Retype each line of the material exactly, please, skipping any picture in it.

-- Begin --

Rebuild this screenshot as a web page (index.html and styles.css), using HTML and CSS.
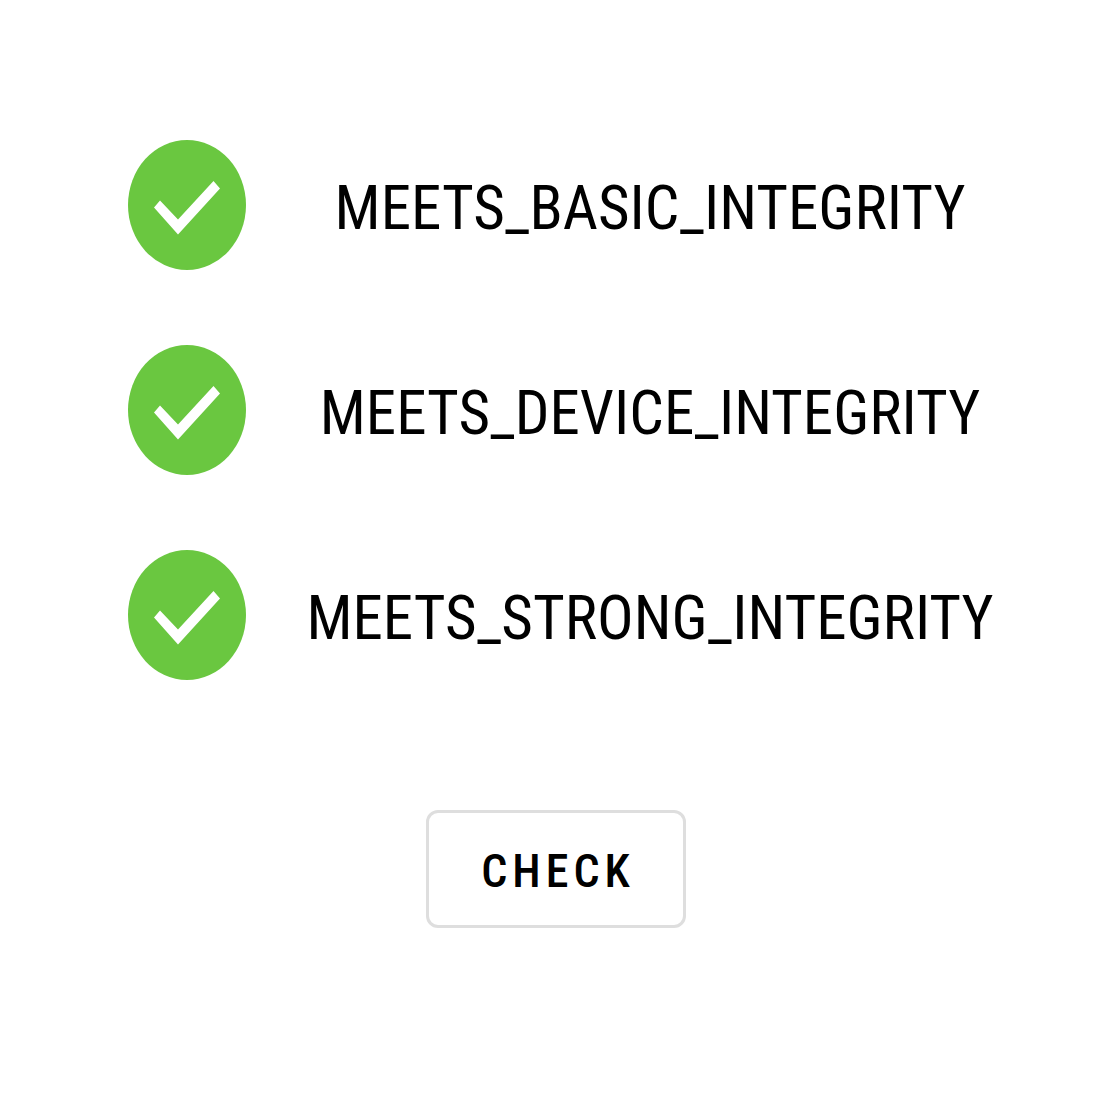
FILE: index.html
```html
<!DOCTYPE html>
<html lang="en">
<head>
<meta charset="utf-8">
<meta name="viewport" content="width=device-width, initial-scale=1">
<title>Integrity check</title>
<link rel="stylesheet" href="styles.css">
</head>
<body>
<main class="page">
  <ul class="results">
    <li class="result">
      <svg class="result-icon" viewBox="0 0 118 130" aria-hidden="true"><ellipse cx="59" cy="65" rx="59" ry="65" fill="#6ac740"/><path d="M32 60.5L50 79.5 85.500 41 92 48.500 50 94.500 26 67.500Z" fill="#fff"/></svg>
      <span class="result-label">MEETS_BASIC_INTEGRITY</span>
    </li>
    <li class="result">
      <svg class="result-icon" viewBox="0 0 118 130" aria-hidden="true"><ellipse cx="59" cy="65" rx="59" ry="65" fill="#6ac740"/><path d="M32 60.5L50 79.5 85.500 41 92 48.500 50 94.500 26 67.500Z" fill="#fff"/></svg>
      <span class="result-label">MEETS_DEVICE_INTEGRITY</span>
    </li>
    <li class="result">
      <svg class="result-icon" viewBox="0 0 118 130" aria-hidden="true"><ellipse cx="59" cy="65" rx="59" ry="65" fill="#6ac740"/><path d="M32 60.5L50 79.5 85.500 41 92 48.500 50 94.500 26 67.500Z" fill="#fff"/></svg>
      <span class="result-label">MEETS_STRONG_INTEGRITY</span>
    </li>
  </ul>
  <button class="check-button" type="button">CHECK</button>
</main>
</body>
</html>
```
FILE: styles.css
```css
* {
  box-sizing: border-box;
}

body {
  margin: 0;
  background: #fff;
  color: #000;
  font-family: "Roboto Condensed", Roboto, sans-serif;
}

.page {
  display: flex;
  flex-direction: column;
  align-items: center;
  gap: 130px;
  padding: 140px 0 184px;
}

.results {
  display: grid;
  gap: 75px;
  width: 100%;
  margin: 0;
  padding: 0 112px 0 128px;
  list-style: none;
}

.result {
  display: flex;
  align-items: center;
  gap: 54px;
}

.result-icon {
  flex: none;
  width: 118px;
  height: 130px;
}

.result-label {
  flex: 1;
  padding-top: 6px;
  font-size: 61px;
  line-height: 72px;
  text-align: center;
  white-space: nowrap;
}

.check-button {
  min-width: 260px;
  height: 118px;
  padding: 4px 48px 0 52px;
  border: 3px solid #dedede;
  border-radius: 12px;
  background: #fff;
  color: #000;
  font-family: inherit;
  font-size: 46px;
  font-weight: 500;
  letter-spacing: 5px;
}
```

-- End --

> **Reply**:
Rebuild this screenshot as a web page (index.html and styles.css), using HTML and CSS.
FILE: index.html
```html
<!DOCTYPE html>
<html lang="en">
<head>
<meta charset="utf-8">
<meta name="viewport" content="width=device-width, initial-scale=1">
<title>Integrity check</title>
<link rel="stylesheet" href="styles.css">
</head>
<body>
<main class="page">
  <ul class="results">
    <li class="result">
      <svg class="result-icon" viewBox="0 0 118 130" aria-hidden="true"><ellipse cx="59" cy="65" rx="59" ry="65" fill="#6ac740"/><path d="M32 60.5L50 79.5 85.500 41 92 48.500 50 94.500 26 67.500Z" fill="#fff"/></svg>
      <span class="result-label">MEETS_BASIC_INTEGRITY</span>
    </li>
    <li class="result">
      <svg class="result-icon" viewBox="0 0 118 130" aria-hidden="true"><ellipse cx="59" cy="65" rx="59" ry="65" fill="#6ac740"/><path d="M32 60.5L50 79.5 85.500 41 92 48.500 50 94.500 26 67.500Z" fill="#fff"/></svg>
      <span class="result-label">MEETS_DEVICE_INTEGRITY</span>
    </li>
    <li class="result">
      <svg class="result-icon" viewBox="0 0 118 130" aria-hidden="true"><ellipse cx="59" cy="65" rx="59" ry="65" fill="#6ac740"/><path d="M32 60.5L50 79.5 85.500 41 92 48.500 50 94.500 26 67.500Z" fill="#fff"/></svg>
      <span class="result-label">MEETS_STRONG_INTEGRITY</span>
    </li>
  </ul>
  <button class="check-button" type="button">CHECK</button>
</main>
</body>
</html>
```
FILE: styles.css
```css
* {
  box-sizing: border-box;
}

body {
  margin: 0;
  background: #fff;
  color: #000;
  font-family: "Roboto Condensed", Roboto, sans-serif;
}

.page {
  display: flex;
  flex-direction: column;
  align-items: center;
  gap: 130px;
  padding: 140px 0 184px;
}

.results {
  display: grid;
  gap: 75px;
  width: 100%;
  margin: 0;
  padding: 0 112px 0 128px;
  list-style: none;
}

.result {
  display: flex;
  align-items: center;
  gap: 54px;
}

.result-icon {
  flex: none;
  width: 118px;
  height: 130px;
}

.result-label {
  flex: 1;
  padding-top: 6px;
  font-size: 61px;
  line-height: 72px;
  text-align: center;
  white-space: nowrap;
}

.check-button {
  min-width: 260px;
  height: 118px;
  padding: 4px 48px 0 52px;
  border: 3px solid #dedede;
  border-radius: 12px;
  background: #fff;
  color: #000;
  font-family: inherit;
  font-size: 46px;
  font-weight: 500;
  letter-spacing: 5px;
}
```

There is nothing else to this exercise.